The logic for actually normalizing a person's name is pretty complex:

person.name.split(" ").map { |w| w.capitalize }.join(" ")

What we're doing is splitting a name, like "ada lovelace", into an array at the space, " ", which returns ["ada", "lovelace"]. With that array we collect each word into a new array after it has been capitalized, returning ["Ada", "Lovelace"]. We then join the elements in that array with a " " returning the final capitalized name, "Ada Lovelace".

Given how complex normalizing a person's name is, we should actually encapsulate that into the Person instance.

class Person
  attr_accessor :name
  @@all = []
  def self.all
    @@all
  end

  def initialize(name)
    @name = name
    @@all << self
  end

  def normalize_name
    self.name.split(" ").map { |w| w.capitalize }.join(" ")
  end

  def self.normalize_names
    self.all.each do |person|
      person.name = person.normalize_name
    end
  end
end

With #normalize_name, we've taught a Person instance how to properly convert its name into a capitalized version. The class method that acts on the global data of all people is simplified and delegates the actual normalization to the original instances. This is a common pattern for global class operators.

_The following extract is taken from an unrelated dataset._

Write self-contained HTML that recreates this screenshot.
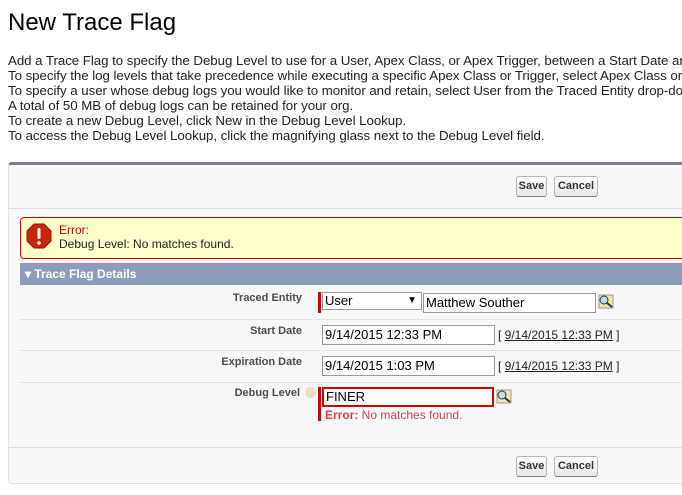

A final example of this type of global data manipulation might be deleting all the people. We would build a Person.destroy_all class method that will clear out the @@all array.

class Person
  attr_accessor :name
  @@all = []
  def self.all
    @@all
  end

  def initialize(name)
    @name = name
    @@all << self
  end

  def self.destroy_all
    self.all.clear
  end
end

Here our Person.destroy_all method uses the Array#clear method to empty the @@all array through the class reader Person.all.

We've covered a lot of code here, but hopefully after seeing these examples, you have a better sense of what kind of methods are good candidates for instance and class methods, and how to build out abstractions by having multiple methods in a class work together. When you're building out your own classes, keep this idea of encapsulation and the single-responsibility in mind to guide your decisions.